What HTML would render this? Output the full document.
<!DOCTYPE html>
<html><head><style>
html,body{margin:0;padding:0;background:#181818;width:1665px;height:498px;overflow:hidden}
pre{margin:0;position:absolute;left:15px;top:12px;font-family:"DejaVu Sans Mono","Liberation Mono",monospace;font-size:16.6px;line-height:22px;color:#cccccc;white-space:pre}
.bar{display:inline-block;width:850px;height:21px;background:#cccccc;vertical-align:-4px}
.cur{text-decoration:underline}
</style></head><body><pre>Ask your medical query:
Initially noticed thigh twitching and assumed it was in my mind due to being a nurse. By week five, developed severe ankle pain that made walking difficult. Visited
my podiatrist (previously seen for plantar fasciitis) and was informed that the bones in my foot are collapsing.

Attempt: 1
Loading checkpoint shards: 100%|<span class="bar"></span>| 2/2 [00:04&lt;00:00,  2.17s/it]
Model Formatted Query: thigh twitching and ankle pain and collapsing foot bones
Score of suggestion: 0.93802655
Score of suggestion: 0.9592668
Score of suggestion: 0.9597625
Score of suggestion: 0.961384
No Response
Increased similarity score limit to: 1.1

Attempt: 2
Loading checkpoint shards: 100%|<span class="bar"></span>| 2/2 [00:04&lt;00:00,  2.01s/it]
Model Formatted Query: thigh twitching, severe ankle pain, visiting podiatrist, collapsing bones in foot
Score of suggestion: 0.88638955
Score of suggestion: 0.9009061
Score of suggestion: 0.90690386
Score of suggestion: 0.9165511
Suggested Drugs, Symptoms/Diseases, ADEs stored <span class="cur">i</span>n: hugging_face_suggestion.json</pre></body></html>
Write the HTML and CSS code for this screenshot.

========================

Extract the data in full. Keep it word for word.

[TASK RESULT]:
What HTML would render this? Output the full document.
<!DOCTYPE html>
<html><head><style>
html,body{margin:0;padding:0;background:#181818;width:1665px;height:498px;overflow:hidden}
pre{margin:0;position:absolute;left:15px;top:12px;font-family:"DejaVu Sans Mono","Liberation Mono",monospace;font-size:16.6px;line-height:22px;color:#cccccc;white-space:pre}
.bar{display:inline-block;width:850px;height:21px;background:#cccccc;vertical-align:-4px}
.cur{text-decoration:underline}
</style></head><body><pre>Ask your medical query:
Initially noticed thigh twitching and assumed it was in my mind due to being a nurse. By week five, developed severe ankle pain that made walking difficult. Visited
my podiatrist (previously seen for plantar fasciitis) and was informed that the bones in my foot are collapsing.

Attempt: 1
Loading checkpoint shards: 100%|<span class="bar"></span>| 2/2 [00:04&lt;00:00,  2.17s/it]
Model Formatted Query: thigh twitching and ankle pain and collapsing foot bones
Score of suggestion: 0.93802655
Score of suggestion: 0.9592668
Score of suggestion: 0.9597625
Score of suggestion: 0.961384
No Response
Increased similarity score limit to: 1.1

Attempt: 2
Loading checkpoint shards: 100%|<span class="bar"></span>| 2/2 [00:04&lt;00:00,  2.01s/it]
Model Formatted Query: thigh twitching, severe ankle pain, visiting podiatrist, collapsing bones in foot
Score of suggestion: 0.88638955
Score of suggestion: 0.9009061
Score of suggestion: 0.90690386
Score of suggestion: 0.9165511
Suggested Drugs, Symptoms/Diseases, ADEs stored <span class="cur">i</span>n: hugging_face_suggestion.json</pre></body></html>
Write the HTML and CSS code for this screenshot.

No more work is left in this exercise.